Chinese space authorities, who declared the mission a complete success, have not yet publicly addressed the parachute issue, although word of the fault is spreading among the space community.
If confirmed, it could be one of the crewed space programme’s most severe safety incidents and a thorough investigation is expected. “Some institutes will have to work during the Spring Festival holiday,” one social media user commented.
The most serious previous incident occurred in 2014, when Nasa’s Low-Density Supersonic Decelerator suffered a major parachute failure as it was descending to the Pacific Ocean.

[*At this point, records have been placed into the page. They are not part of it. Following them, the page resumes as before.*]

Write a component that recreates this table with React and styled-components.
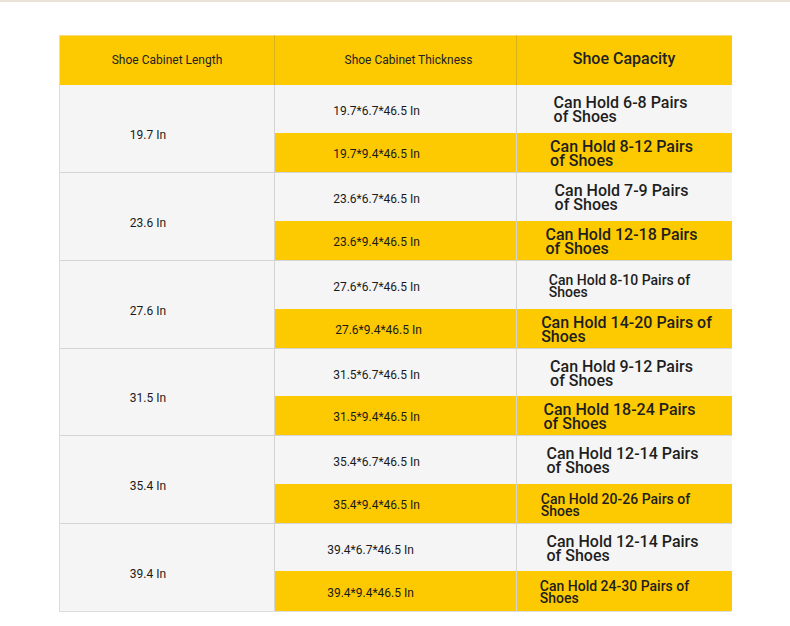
import React from 'react';
import styled, { createGlobalStyle } from 'styled-components';

const GlobalStyle = createGlobalStyle`
  body {
    margin: 0;
    background: #ffffff;
    font-family: Roboto, 'Liberation Sans', sans-serif;
    color: #222;
  }
`;

const Page = styled.div`
  width: 790px;
  height: 626px;
  background: #ffffff;
  border-top: 2px solid #ece3d8;
  box-sizing: border-box;
  padding: 33px 0 0 59px;
`;

const Table = styled.div`
  width: 672px;
  display: grid;
  grid-template-columns: 215px 242px 215px;
  border-left: 1px solid #dcdcdc;
  border-bottom: 1px solid #dcdcdc;
  box-sizing: border-box;
`;

// offset helper: shifts a centred item by `s` px via asymmetric padding
const pad = (s = 0, base = 0) =>
  `padding-left: ${Math.max(0, s) * 2}px; padding-right: ${base + Math.max(0, -s) * 2}px;`;

const HeadCell = styled.div`
  height: 50px;
  background: #fdca02;
  border-right: 1px solid ${(p) => (p.$last ? '#fdca02' : '#d9b21a')};
  border-top: 1px solid #f4dc7c;
  box-sizing: border-box;
  display: flex;
  align-items: center;
  justify-content: center;
  ${(p) => pad(p.$shift)}
  padding-bottom: ${(p) => (p.$big ? 5 : 2)}px;
  font-size: ${(p) => (p.$big ? 16 : 12)}px;
  font-weight: ${(p) => (p.$big ? 500 : 400)};
  color: #222;
`;

const LengthCell = styled.div`
  grid-row: span 2;
  background: #f5f5f5;
  border-right: 1px solid #d4d4d4;
  border-bottom: ${(p) => (p.$last ? 'none' : '1px solid #d4d4d4')};
  display: flex;
  align-items: center;
  justify-content: center;
  padding: 12px 38px 0 0;
  font-size: 12px;
  font-weight: 400;
  color: #1a1a1a;
  box-sizing: border-box;
`;

const rowHeight = (p) => (p.$alt ? 40 : p.$short ? 47 : 48);

const SizeCell = styled.div`
  height: ${rowHeight}px;
  background: ${(p) => (p.$alt ? '#fdca02' : '#f5f5f5')};
  border-right: 1px solid #d4d4d4;
  border-bottom: ${(p) => (p.$alt && !p.$last ? '1px solid #d4d4d4' : 'none')};
  display: flex;
  align-items: center;
  justify-content: center;
  ${(p) => pad(p.$shift, 38)}
  padding-top: ${(p) => (p.$alt ? 3 : 4)}px;
  box-sizing: border-box;
  font-size: 12px;
  font-weight: 400;
  color: #1a1a1a;
`;

const CapCell = styled.div`
  height: ${rowHeight}px;
  background: ${(p) => (p.$alt ? '#fdca02' : '#f5f5f5')};
  border-bottom: ${(p) => (p.$alt && !p.$last ? '1px solid #d4d4d4' : 'none')};
  display: flex;
  align-items: center;
  justify-content: center;
  ${(p) => pad(p.$shift)}
  padding-top: 2px;
  box-sizing: border-box;
`;

const CapText = styled.div`
  font-size: ${(p) => (p.$small ? 14 : 16)}px;
  line-height: ${(p) => (p.$small ? 12 : 14)}px;
  font-weight: 500;
  text-align: left;
  width: max-content;
  color: #1e1e1e;
`;

const rows = [
  {
    len: '19.7 In',
    items: [
      { size: '19.7*6.7*46.5 In', cap: ['Can Hold 6-8 Pairs', 'of Shoes'], shift: -4 },
      { size: '19.7*9.4*46.5 In', cap: ['Can Hold 8-12 Pairs', 'of Shoes'], shift: -3 },
    ],
  },
  {
    len: '23.6 In',
    items: [
      { size: '23.6*6.7*46.5 In', cap: ['Can Hold 7-9 Pairs', 'of Shoes'], shift: -3 },
      { size: '23.6*9.4*46.5 In', cap: ['Can Hold 12-18 Pairs', 'of Shoes'], shift: -3 },
    ],
  },
  {
    len: '27.6 In',
    items: [
      { size: '27.6*6.7*46.5 In', cap: ['Can Hold 8-10 Pairs of', 'Shoes'], small: true, shift: -5 },
      { size: '27.6*9.4*46.5 In', cap: ['Can Hold 14-20 Pairs of', 'Shoes'], sizeShift: 2, shift: 2 },
    ],
  },
  {
    len: '31.5 In',
    short: true,
    items: [
      { size: '31.5*6.7*46.5 In', cap: ['Can Hold 9-12 Pairs', 'of Shoes'], shift: -3 },
      { size: '31.5*9.4*46.5 In', cap: ['Can Hold 18-24 Pairs', 'of Shoes'], shift: -5 },
    ],
  },
  {
    len: '35.4 In',
    items: [
      { size: '35.4*6.7*46.5 In', cap: ['Can Hold 12-14 Pairs', 'of Shoes'], shift: -2 },
      { size: '35.4*9.4*46.5 In', cap: ['Can Hold 20-26 Pairs of', 'Shoes'], small: true, shift: -9 },
    ],
  },
  {
    len: '39.4 In',
    short: true,
    items: [
      { size: '39.4*6.7*46.5 In', cap: ['Can Hold 12-14 Pairs', 'of Shoes'], sizeShift: -6, shift: -2 },
      { size: '39.4*9.4*46.5 In', cap: ['Can Hold 24-30 Pairs of', 'Shoes'], small: true, sizeShift: -6, shift: -10 },
    ],
  },
];

function App() {
  return (
    <Page>
      <GlobalStyle />
      <Table>
        <HeadCell>Shoe Cabinet Length</HeadCell>
        <HeadCell $shift={13}>Shoe Cabinet Thickness</HeadCell>
        <HeadCell $big $last>Shoe Capacity</HeadCell>
        {rows.map((group, gi) => {
          const lastGroup = gi === rows.length - 1;
          return (
            <React.Fragment key={group.len}>
              <LengthCell $last={lastGroup}>{group.len}</LengthCell>
              {group.items.map((item, i) => {
                const alt = i === 1;
                return (
                  <React.Fragment key={item.size}>
                    <SizeCell $alt={alt} $short={group.short} $last={lastGroup} $shift={item.sizeShift}>
                      {item.size}
                    </SizeCell>
                    <CapCell $alt={alt} $short={group.short} $last={lastGroup} $shift={item.shift}>
                      <CapText $small={item.small}>
                        {item.cap[0]}
                        <br />
                        {item.cap[1]}
                      </CapText>
                    </CapCell>
                  </React.Fragment>
                );
              })}
            </React.Fragment>
          );
        })}
      </Table>
    </Page>
  );
}

export default App;
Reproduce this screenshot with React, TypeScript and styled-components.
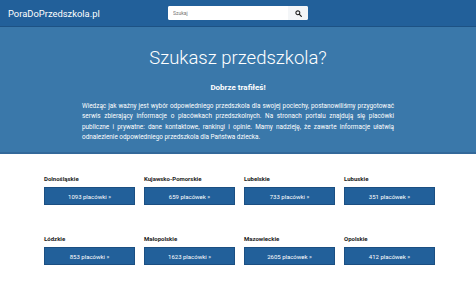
import React from 'react';
import styled, { createGlobalStyle } from 'styled-components';

const GlobalStyle = createGlobalStyle`
  html, body {
    margin: 0;
    padding: 0;
    background: #ffffff;
    font-family: Roboto, "Liberation Sans", sans-serif;
  }
  * { box-sizing: border-box; }
`;

const regions = [
  { name: 'Dolnośląskie', count: '1093 placówki' },
  { name: 'Kujawsko-Pomorskie', count: '659 placówek' },
  { name: 'Lubelskie', count: '733 placówki' },
  { name: 'Lubuskie', count: '351 placówek' },
  { name: 'Łódzkie', count: '853 placówki' },
  { name: 'Małopolskie', count: '1623 placówki' },
  { name: 'Mazowieckie', count: '2605 placówek' },
  { name: 'Opolskie', count: '412 placówek' },
];

const Navbar = styled.header`
  height: 27px;
  background: #22609a;
  border-bottom: 1px solid #1d5284;
  display: flex;
  align-items: center;
  padding-left: 8px;
`;

const Brand = styled.a`
  color: #ffffff;
  font-size: 9.4px;
  text-decoration: none;
  width: 160px;
`;

const SearchBox = styled.form`
  display: flex;
  height: 14px;
  width: 140px;
  background: #ffffff;
  border-radius: 2px;
  overflow: hidden;
`;

const SearchInput = styled.input`
  flex: 1;
  border: none;
  outline: none;
  font-size: 5px;
  padding: 0 5px;
  color: #999;
  font-family: inherit;
  min-width: 0;
`;

const SearchButton = styled.button`
  width: 20px;
  border: none;
  background: #f4f6f8;
  display: flex;
  align-items: center;
  justify-content: center;
  padding: 0;
`;

const Hero = styled.section`
  background: #3a78aa;
  border-bottom: 2px solid #33699a;
  color: #ffffff;
  text-align: center;
  padding: 19px 0 10px;
`;

const HeroTitle = styled.h1`
  margin: 0;
  font-weight: 300;
  font-size: 18.5px;
  line-height: 24px;
`;

const HeroLead = styled.p`
  margin: 13px 0 8px;
  font-weight: 700;
  font-size: 8px;
  line-height: 10px;
`;

const HeroText = styled.p`
  margin: 0 auto;
  width: 312px;
  text-align: justify;
  font-size: 6.4px;
  line-height: 10.3px;
`;

const Grid = styled.div`
  display: grid;
  grid-template-columns: repeat(4, 91px);
  column-gap: 9px;
  row-gap: 30px;
  padding: 21px 0 0 44px;
`;

const Region = styled.div`
  display: flex;
  flex-direction: column;
`;

const RegionName = styled.div`
  font-size: 6px;
  line-height: 7px;
  font-weight: 700;
  color: #222;
  margin-bottom: 5px;
`;

const RegionButton = styled.a`
  height: 18px;
  background: #22609a;
  border: 1px solid #1b4f82;
  color: #ffffff;
  font-size: 6px;
  display: flex;
  align-items: center;
  justify-content: center;
  text-decoration: none;
`;

export default function App() {
  return (
    <>
      <GlobalStyle />
      <Navbar>
        <Brand>PoraDoPrzedszkola.pl</Brand>
        <SearchBox>
          <SearchInput placeholder="Szukaj" />
          <SearchButton type="button">
            <svg width="7" height="7" viewBox="0 0 16 16">
              <circle cx="6.5" cy="6.5" r="4.5" fill="none" stroke="#222" strokeWidth="2.4" />
              <line x1="10" y1="10" x2="14.5" y2="14.5" stroke="#222" strokeWidth="2.8" strokeLinecap="round" />
            </svg>
          </SearchButton>
        </SearchBox>
      </Navbar>
      <Hero>
        <HeroTitle>Szukasz przedszkola?</HeroTitle>
        <HeroLead>Dobrze trafiłeś!</HeroLead>
        <HeroText>
          Wiedząc jak ważny jest wybór odpowiedniego przedszkola dla swojej pociechy, postanowiliśmy przygotować
          serwis zbierający informacje o placówkach przedszkolnych. Na stronach portalu znajdują się placówki
          publiczne i prywatne: dane kontaktowe, rankingi i opinie. Mamy nadzieję, że zawarte informacje ułatwią
          odnalezienie odpowiedniego przedszkola dla Państwa dziecka.
        </HeroText>
      </Hero>
      <Grid>
        {regions.map(r => (
          <Region key={r.name}>
            <RegionName>{r.name}</RegionName>
            <RegionButton>{r.count} »</RegionButton>
          </Region>
        ))}
      </Grid>
    </>
  );
}
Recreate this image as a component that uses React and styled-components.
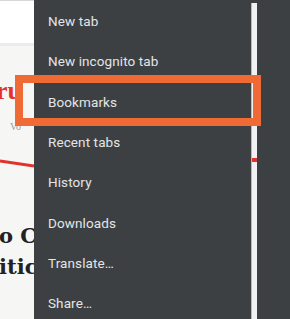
import React from "react";
import styled, { createGlobalStyle } from "styled-components";

const GlobalStyle = createGlobalStyle`
  html, body {
    margin: 0;
    padding: 0;
    background: #3c4043;
  }
  body {
    font-family: Roboto, "Liberation Sans", sans-serif;
  }
`;

const Screen = styled("div")({
  position: "relative",
  display: "flex",
  width: 290,
  height: 319,
  overflow: "hidden",
  backgroundColor: "#3c4043",
});

const Page = styled("div")({
  width: 34,
  flexShrink: 0,
  overflow: "hidden",
  backgroundColor: "#f6f6f5",
  display: "flex",
  flexDirection: "column",
  borderTop: "1px solid #d8d8d8",
});

const PageHeader = styled("div")({
  height: 42,
  backgroundColor: "#ffffff",
  borderBottom: "3px solid #ebebea",
});

const Masthead = styled("div")({
  fontFamily: '"Liberation Serif", "DejaVu Serif", serif',
  fontWeight: 700,
  fontSize: 26,
  color: "#e0342b",
  lineHeight: "30px",
  marginTop: 30,
  marginLeft: -4,
  whiteSpace: "nowrap",
});

const Byline = styled("div")({
  fontFamily: '"Liberation Serif", serif',
  fontSize: 10,
  color: "#9a9a9a",
  marginTop: 15,
  marginLeft: 10,
  whiteSpace: "nowrap",
});

const Rule = styled("svg")({
  display: "block",
  marginTop: 27,
});

const Headline = styled("div")({
  fontFamily: '"DejaVu Serif", "Liberation Serif", serif',
  fontWeight: 700,
  fontSize: 21,
  lineHeight: "31px",
  color: "#222",
  marginTop: 51,
  marginLeft: -1,
  whiteSpace: "nowrap",
});

const Menu = styled("ul")({
  listStyle: "none",
  margin: 0,
  padding: "1px 0 0",
  width: 217,
  flexShrink: 0,
  backgroundColor: "#3c4043",
});

const Item = styled("li")({
  height: 40.3,
  display: "flex",
  alignItems: "center",
  paddingLeft: 14,
  fontSize: 13.5,
  color: "#e4e5e6",
  letterSpacing: 0.1,
});

const Edge = styled("div")({
  width: 5,
  marginTop: 3,
  flexShrink: 0,
  backgroundColor: "#f1f1f1",
  borderLeft: "1px solid #b8b8b8",
  display: "flex",
  flexDirection: "column",
});

const EdgeMark = styled.div`
  height: 4px;
  margin-top: ${({ $top }) => $top}px;
  background-color: #e0342b;
`;

const Side = styled("div")({
  flex: 1,
  backgroundColor: "#3c4043",
});

const Highlight = styled("div")({
  position: "absolute",
  left: 15,
  top: 75,
  width: 246,
  height: 51,
  boxSizing: "border-box",
  border: "8px solid #f06a35",
});

const items = [
  "New tab",
  "New incognito tab",
  "Bookmarks",
  "Recent tabs",
  "History",
  "Downloads",
  "Translate…",
  "Share…",
];

export default function App() {
  return (
    <>
      <GlobalStyle />
      <Screen>
        <Page>
          <PageHeader />
          <Masthead>ru</Masthead>
          <Byline>Vo</Byline>
          <Rule width="34" height="10" viewBox="0 0 34 10">
            <line x1="0" y1="2" x2="34" y2="7" stroke="#e0342b" strokeWidth="3" />
          </Rule>
          <Headline>
            o Cl
            <br />
            itica
          </Headline>
        </Page>
        <Menu>
          {items.map((label) => (
            <Item key={label}>{label}</Item>
          ))}
        </Menu>
        <Edge>
          <EdgeMark $top={155} />
        </Edge>
        <Side />
        <Highlight />
      </Screen>
    </>
  );
}
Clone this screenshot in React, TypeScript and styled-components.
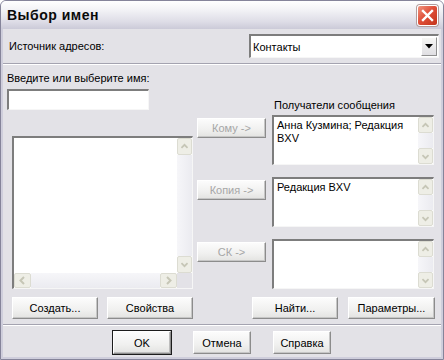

China has taken an extremely cautious approach to space flights, especially when astronauts are on board. The Chinese space shuttle programme was scrapped in its infancy, partly over safety concerns.
Since China’s first crewed flight in 2003, the programme has maintained a perfect safety record. And parachute re-entry, while old-fashioned, is considered the most reliable method of returning astronauts to Earth.
Lin Ruling, a technician with the China Academy of Space Technology, a major spacecraft developer responsible for all of the Shenzhou missions’ main parachutes, said each one is nearly 40 metres (131 feet) in diameter.
With a total area of 1,200 square metres (3,940 sq ft), each parachute is big enough to cover three basketball courts when fully deployed, Lin told the China Youth Daily newspaper on Tuesday.
China’s Shenzhou 17 crew dock at Tiangong space station
China’s Shenzhou 17 crew dock at Tiangong space station
Despite its size, the entire parachute weighs less than 100kg (220 lbs) and can fit into an average refrigerator. All of the parachutes are hand-sewn and extremely thin, but are capable of bearing an impact up to 100 times’ stronger than Earth’s gravity, he said.
“The manufacturing process involves more than 100 steps and the material will be carefully examined by an inspector before work starts,” Lin said.
The parachute is connected to the capsule by 96 ropes, each 2.5mm thick, and is designed to gradually reduce its speed from 180 metres per second (591ft/s) to 7m/s (11.6ft/s) after unfurling 10km (6 miles) above the ground.
The article noted that the parachute has so far delivered 16 Shenzhou spacecraft and 29 astronauts.
The Shenzhou 16 crew, who arrived at the Tiangong space station in May, conducted a wide range of scientific experiments, delivered a science outreach lesson, and carried out an eight-hour spacewalk during the mission.
A team from the Nanjing University of Aeronautics and Astronautics recently used a material failure model to simulate the damage that could be caused to supersonic parachutes in the inflation process.
In a study published this month by the Chinese Journal of Aeronautics, the researchers found that a parachute 22 metres (72ft) in diameter would be able to cope with a small hole near the top while descending at a speed lower than Mach 1.7, or 580m/s (1,900ft/s).
According to the study, the parachute in these conditions would maintain its shape and the hole would not spread.